Misdemeanor offenders in East Baton Rouge Parish could soon find themselves behind bars.

Starting Friday, the Baton Rouge City Jail will conduct a trial period of 24-hour-a-day, seven-day-a-week operation to house people accused of certain misdemeanor offenses, Sheriff Sid Gautreaux said at a Wednesday news conference.

People with outstanding misdemeanor warrants as well as those arrested for new offenses could be jailed for up to 36 hours, Gautreaux said.

“A lot of people who are issued misdemeanor summonses feel like they don’t have to answer to the system,” the sheriff said. “That changes today.”

Gautreaux made his statements a week after Baton Rouge Police Chief Dewayne White announced the same initiative at a news conference held by Mayor-President Kip Holden’s Office about the city’s plans to have a police academy.

Wednesday’s news conference at the Sheriff’s Office provided more information about the new hours at City Jail and was attended by law enforcement from across the parish. State Police Col. Mike Edmonson and East Baton Rouge Parish District Attorney Hillar Moore III also were present.

Gautreaux said he, Moore and Constable Reginald Brown, whose office runs City Jail, started talking about extending the facility’s hours about a year ago.

Currently, the jail operates from 8 a.m. to 5 p.m. Monday through Friday and is used to hold arrestees and people awaiting court, the sheriff said. On average, about 20 people a day are held at the facility.

The jail, on the basement floor of the old courthouse on St. Louis Street, can house 150 people, Gautreaux said.

Better access to the facility will relieve overcrowding at East Baton Rouge Parish Prison and congestion in City Court created by outstanding misdemeanor tickets, he said.

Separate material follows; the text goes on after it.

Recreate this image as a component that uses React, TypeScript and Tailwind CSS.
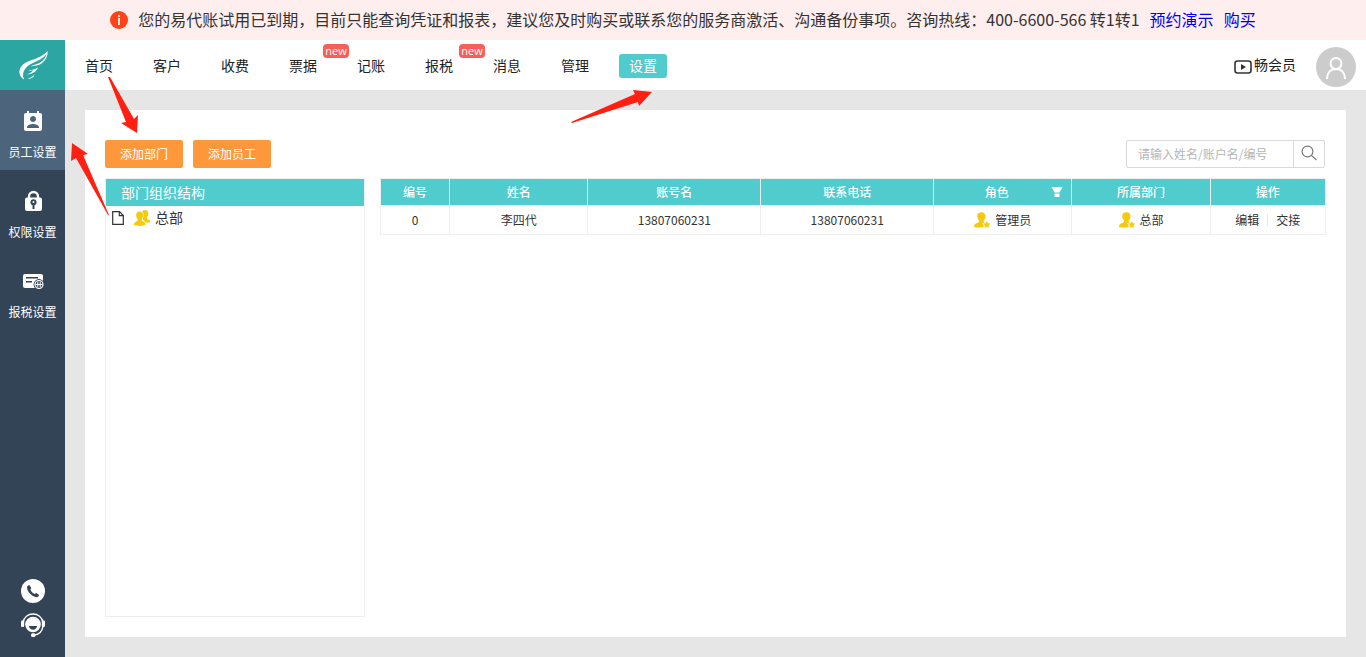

Currently, 166,236 misdemeanor warrants are outstanding in East Baton Rouge Parish, Gautreaux said. Several people are responsible for 20 to 30 warrants each, he said.

“We hope that those with outstanding warrants will take this opportunity to handle their business,” the sheriff said. “If not, we’ll handle it for them.”

Moore said extending the jail’s hours “is an important step toward increasing citizen compliance with our criminal court processes.”

With that compliance, he said, “the entire criminal justice system will be freed to focus more effectively on the truly violent criminals plaguing our community.”

Constable Brown, who could not attend Wednesday’s news conference because he was out of town, said in a news release that providing better access to the jail is “an excellent step in the right direction to reduce crime in our community, and it is a great way to combine and maximize our resources.”

The offices of the constable and the sheriff will dedicate staff to the operation of the jail during the trial period, which will continue until overtime funds run out, Gautreaux said.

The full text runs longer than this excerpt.